As for the other main attraction, the offense, we were all over it.  The final score was 8-4, so we scored runs and more to spare.  We scored a run in every inning except the first, third, and seventh, and we scored three runs in the fourth.  Ellsbury went two for six with a triple, two RBIs, and one of his best plays of the season.  In the top of the eighth with the bases loaded, Ellsbury snagged a hard-hit fly on the slide and fired into the infield.  No runs scored.  That’s what I call a play of the game.  V-Mart went two for four.  Lowell went two for three with a double, an RBI, and a throw across the diamond to end the first that would make you wonder whether there really was something wrong with his hip.  Every member of the lineup reached base.  Even Pedroia, who failed to record a hit, walked twice.  Gonzalez made a throwing error, but I’ll take our one error over Tampa Bay’s three any day.

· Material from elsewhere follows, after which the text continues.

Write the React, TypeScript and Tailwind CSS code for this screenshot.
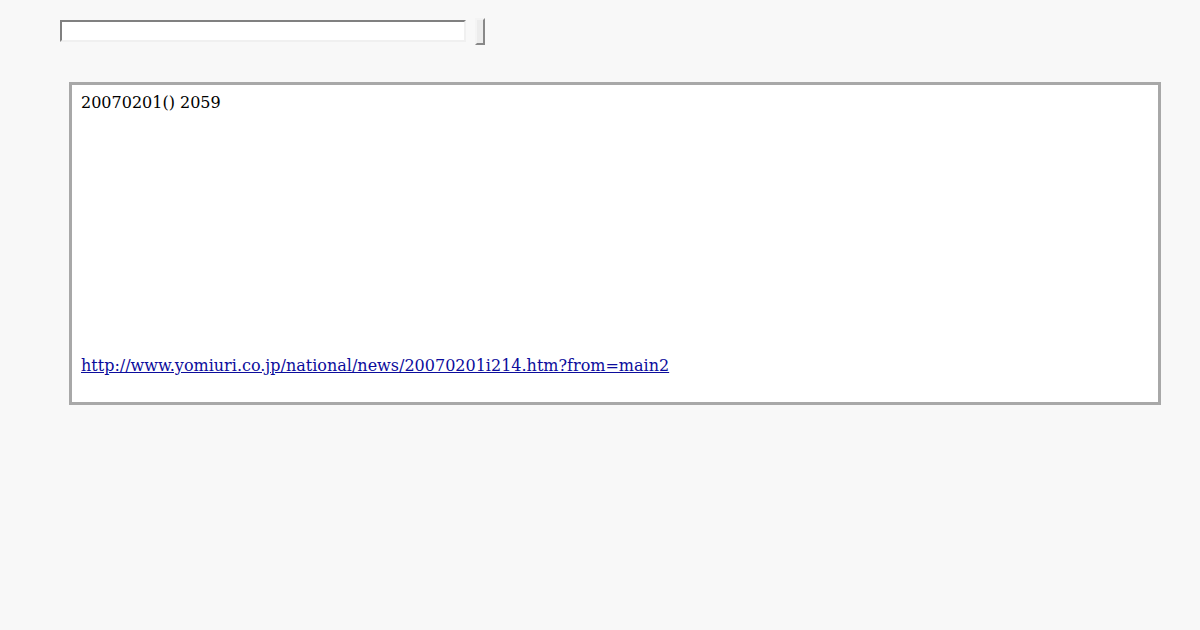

Three home runs last night: Drew, Bay, and Youk.  The usual suspects.  Fourth inning, 1-0 count, man on second, and Drew buries a ball about a third of the way up the right field stands.  Fifth inning, 1-2 count, nobody on, and I thought Bay was trying to remove the cover from the ball.  That was a very loud crack of the bat, and the ball went around the left field pole for the home run.  Eighth inning, 1-1 count, nobody on, and Youk gets it out of left field by inches.  That, my friends, is power.

One more reason to love September: callups.  We’ve added five to our roster: outfielder Joey Gathright, George Kottaras, infielder Chris Woodward, Junichi Tazawa, and outfielder Brian Anderson.  Expect Jed Lowrie and Dice-K’s to also join the roster within the coming days.

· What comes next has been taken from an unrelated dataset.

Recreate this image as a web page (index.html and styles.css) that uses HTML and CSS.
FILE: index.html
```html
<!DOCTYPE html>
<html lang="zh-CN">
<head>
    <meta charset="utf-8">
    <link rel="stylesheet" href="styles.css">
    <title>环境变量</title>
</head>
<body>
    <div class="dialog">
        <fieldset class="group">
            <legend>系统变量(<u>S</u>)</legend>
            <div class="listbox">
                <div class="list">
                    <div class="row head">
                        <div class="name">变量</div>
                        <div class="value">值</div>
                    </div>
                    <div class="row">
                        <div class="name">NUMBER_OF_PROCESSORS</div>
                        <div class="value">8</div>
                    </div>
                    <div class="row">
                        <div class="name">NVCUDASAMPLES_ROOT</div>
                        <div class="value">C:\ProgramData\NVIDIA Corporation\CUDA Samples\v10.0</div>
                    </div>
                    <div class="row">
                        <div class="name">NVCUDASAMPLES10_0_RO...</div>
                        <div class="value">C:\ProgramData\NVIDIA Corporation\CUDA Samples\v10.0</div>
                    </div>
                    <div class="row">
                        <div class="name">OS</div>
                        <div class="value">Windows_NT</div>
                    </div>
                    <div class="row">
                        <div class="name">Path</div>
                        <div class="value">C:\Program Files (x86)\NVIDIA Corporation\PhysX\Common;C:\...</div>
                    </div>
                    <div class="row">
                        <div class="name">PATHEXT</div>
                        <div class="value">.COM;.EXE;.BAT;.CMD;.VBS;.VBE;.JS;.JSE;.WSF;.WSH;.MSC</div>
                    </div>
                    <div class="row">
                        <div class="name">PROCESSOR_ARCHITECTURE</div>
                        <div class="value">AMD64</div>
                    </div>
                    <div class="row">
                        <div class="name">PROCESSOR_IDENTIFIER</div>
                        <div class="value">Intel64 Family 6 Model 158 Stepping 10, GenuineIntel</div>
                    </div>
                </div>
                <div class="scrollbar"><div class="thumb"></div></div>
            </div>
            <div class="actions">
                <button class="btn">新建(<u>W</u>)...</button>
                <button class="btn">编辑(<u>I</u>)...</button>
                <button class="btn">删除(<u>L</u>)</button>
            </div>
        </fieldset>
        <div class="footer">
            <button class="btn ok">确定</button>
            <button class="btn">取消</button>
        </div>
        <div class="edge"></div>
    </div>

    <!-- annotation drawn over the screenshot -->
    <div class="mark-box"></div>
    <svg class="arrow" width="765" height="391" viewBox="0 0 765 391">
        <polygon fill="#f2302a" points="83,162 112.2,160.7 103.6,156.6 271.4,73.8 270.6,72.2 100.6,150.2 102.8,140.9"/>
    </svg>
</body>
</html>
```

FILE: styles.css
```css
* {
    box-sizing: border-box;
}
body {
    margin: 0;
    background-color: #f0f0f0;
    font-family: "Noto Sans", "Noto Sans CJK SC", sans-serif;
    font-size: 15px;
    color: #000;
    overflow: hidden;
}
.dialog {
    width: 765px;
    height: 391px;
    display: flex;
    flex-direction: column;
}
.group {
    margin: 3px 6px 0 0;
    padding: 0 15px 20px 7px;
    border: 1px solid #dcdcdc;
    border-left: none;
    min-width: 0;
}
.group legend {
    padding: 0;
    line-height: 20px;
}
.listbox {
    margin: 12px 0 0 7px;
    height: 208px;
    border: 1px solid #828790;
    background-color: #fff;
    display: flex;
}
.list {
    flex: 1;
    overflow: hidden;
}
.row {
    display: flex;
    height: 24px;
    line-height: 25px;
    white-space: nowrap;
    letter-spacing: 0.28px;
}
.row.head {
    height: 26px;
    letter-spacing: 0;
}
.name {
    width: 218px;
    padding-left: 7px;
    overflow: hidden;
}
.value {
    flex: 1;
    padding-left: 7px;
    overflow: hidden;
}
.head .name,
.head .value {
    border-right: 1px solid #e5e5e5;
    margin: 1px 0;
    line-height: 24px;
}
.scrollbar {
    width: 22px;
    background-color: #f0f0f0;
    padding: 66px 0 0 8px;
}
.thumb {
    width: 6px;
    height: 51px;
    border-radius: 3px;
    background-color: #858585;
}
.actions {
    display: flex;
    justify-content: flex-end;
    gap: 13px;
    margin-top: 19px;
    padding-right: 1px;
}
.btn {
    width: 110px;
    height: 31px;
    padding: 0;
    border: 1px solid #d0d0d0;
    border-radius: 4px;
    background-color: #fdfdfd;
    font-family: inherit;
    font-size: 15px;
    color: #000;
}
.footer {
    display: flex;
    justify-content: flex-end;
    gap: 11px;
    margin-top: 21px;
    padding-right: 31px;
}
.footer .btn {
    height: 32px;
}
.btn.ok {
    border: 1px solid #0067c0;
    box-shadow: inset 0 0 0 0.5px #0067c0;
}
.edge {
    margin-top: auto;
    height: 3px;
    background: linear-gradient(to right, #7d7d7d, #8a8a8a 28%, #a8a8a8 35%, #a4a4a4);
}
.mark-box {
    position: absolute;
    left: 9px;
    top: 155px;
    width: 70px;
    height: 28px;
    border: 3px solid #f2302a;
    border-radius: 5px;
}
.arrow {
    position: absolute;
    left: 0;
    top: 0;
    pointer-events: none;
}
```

Jerry Remy will provide color commentary only for home games for the rest of this season.  Another cautious and good move.  It seems that A-Rod has actually altered his batting stance to imitate that of Albert Pujols.  He thinks this is going to turn him into a clutch hitter.  I’m serious.  Apparently, a ballplayer’s psyche and natural style has nothing whatsoever to do with it; the entire skill is solely dependent on the stance.  Yeah, right.

It’s Beckett at Matt Garza tonight.  We should watch for his command in the lower half of the strike zone, as I said, but I hope that this outing will be the start of a string of good ones that lasts through the end of October.  And speaking of October (or should I say Soxtober), you can’t imagine how psyched I am.  Seriously.  It’s the second season, and it’s just around the corner!

On a football note, we say goodbye and good luck to Tedy Bruschi, who announced his retirement on Monday.  He spent thirteen seasons with the Patriots during the team’s most successful era, and he was integral to molding the team into the powerhouse it is today.  Bruschi had strength, but he also had heart, and it was the mixture of both of these that made him, as Bill Belichick said, the “perfect player.” Belichick actually got emotional while making his statement, and as much as he’s usually a rock, that’s something I believe because, yes, Tedy Bruschi was that important to the Patriots.  He was a professional.  He was such a mainstay on defense.  He was talented, and not only because he helped lead New England to three Super Bowl championships.  And because of all of that, he will be missed.  So goodbye, Tedy Bruschi, and good luck.